I think the count is 7-8lbs total. I don't weigh myself too often. I am keenly aware of my own personal fluctuations that most women deal with. With that in mind, I refuse to become obsessed and possibly depressed with the small glimmers of success that is characteristic of losing weight the healthy way.

It's not easy. I eat healthy foods and have for a long time. My issue is portion control. And, learning to only eat when I am hungry. I eat out of habit and appeal. If I crave an apple with almond butter, I used to just make one. Because hey, after all, that's Healthy right? Right. But not if I don't need the calories.

So that's about it. That and a whole lot more. I'll spare you the details because that's boring after all.

I am noticing nice changes in how my clothes fit. I am a bit more at peace with the view of myself in my speedo as I walk into the pool on those early mornings I'm still too sleepy to see anything else. I no longer feel like my stomach is puffing out where it shouldn't. That's all good.

But it's not the best. The best for me only happens for a few minutes each day or over a few hours of the week.

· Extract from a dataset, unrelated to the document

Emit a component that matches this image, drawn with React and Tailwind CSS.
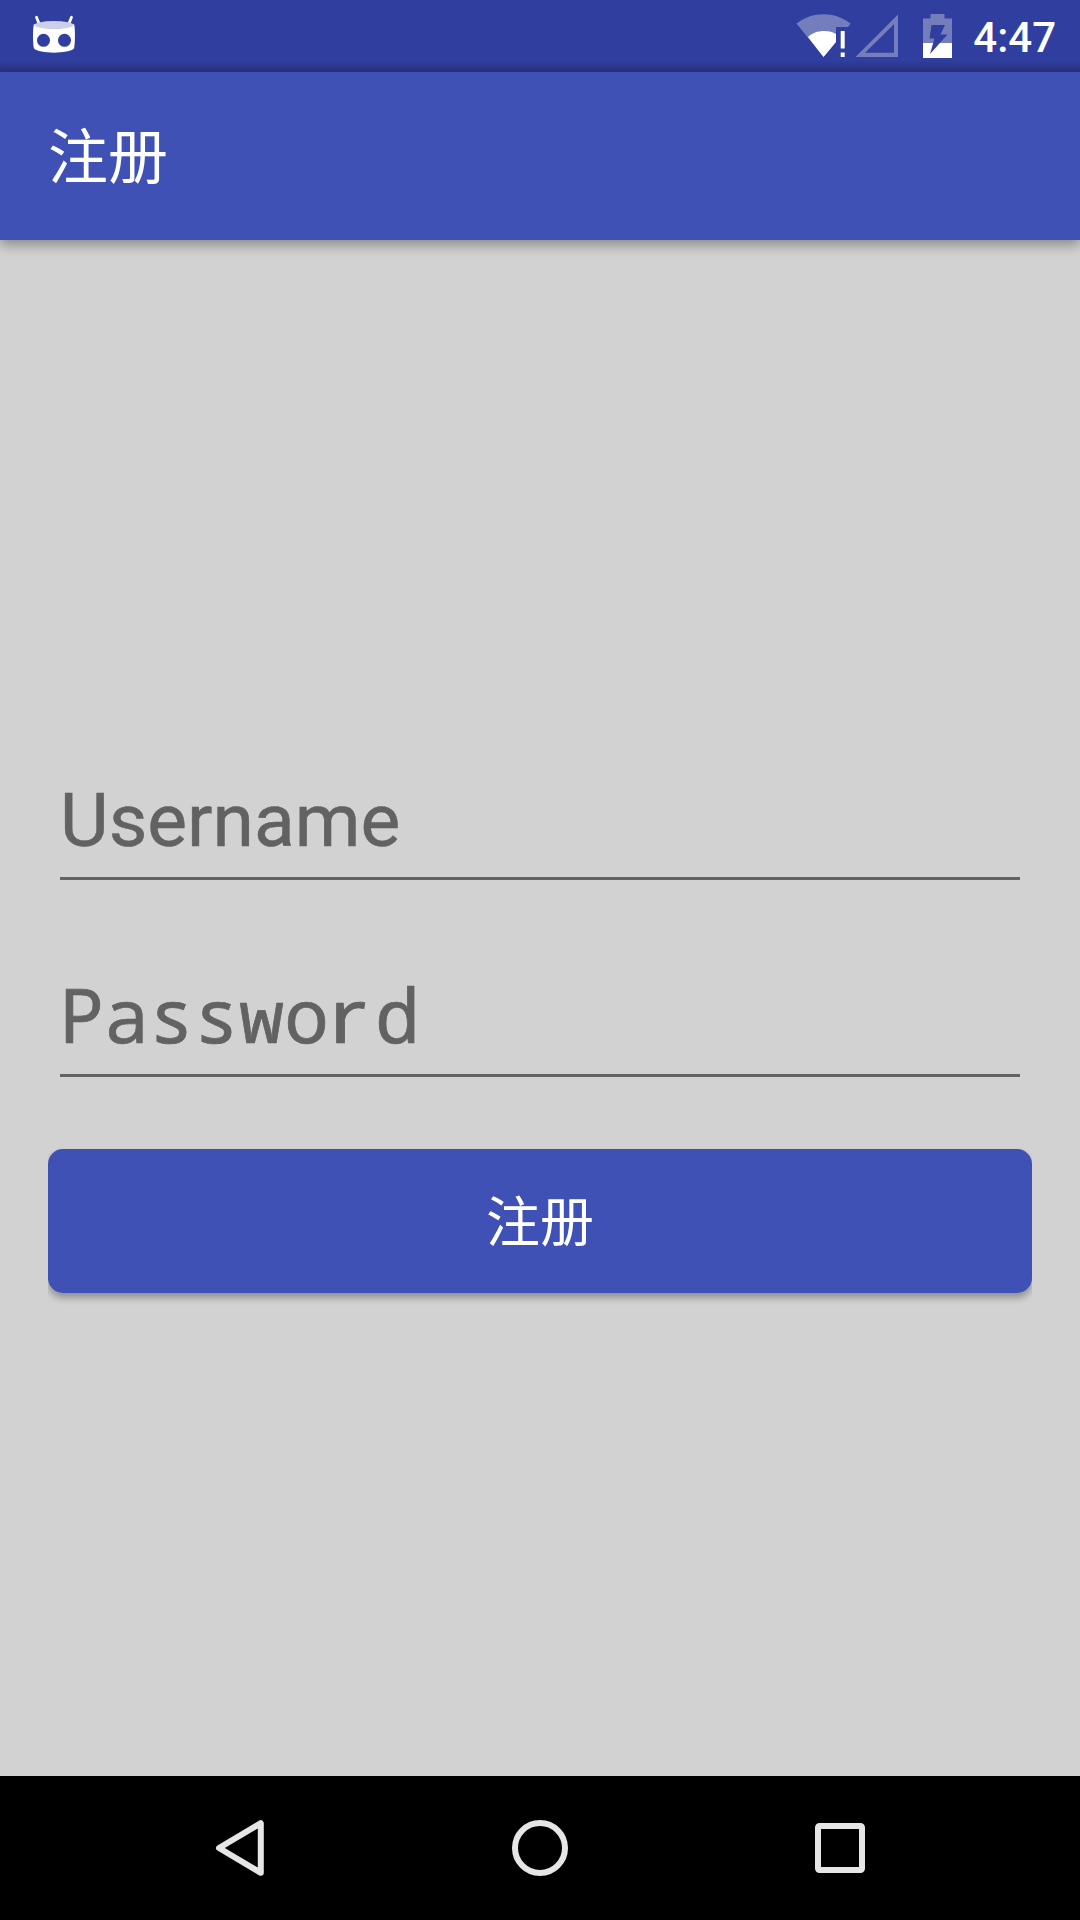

Today, I was running. It was a run that took me up and over the lovely yet dchallenging hills in my neighborhood in Western Maine. I run these hills all-the-time. They are not easy and to see my pace drop 3-4min per mile on the ascents is Normal. And, it hurts! It's hard to get up those giant climbs no matter who you are. I do them over and over reassuring myself that I am only gaining strength and toughness by cresting them several times/ week.

Back to today. My run called for a gradual descend in pace. The goals were reasonable. Except for the fact that I felt SO GOOD!! My body was lighter. Fresher. Faster.
I noticed it yesterday too. I felt controlled and strong for all of today's run but there was this One hill. There was one hill in particular tthat struck me today. You see, I just ran up it. My pace hardly faltered. My HR didn't top out on zone 5. I just ran up the hill.

Yes!

My fitness is growing, my form is improving and.... I'm lighter.

All those days of discipline pay off in small moments like that but it IS so worth it!!!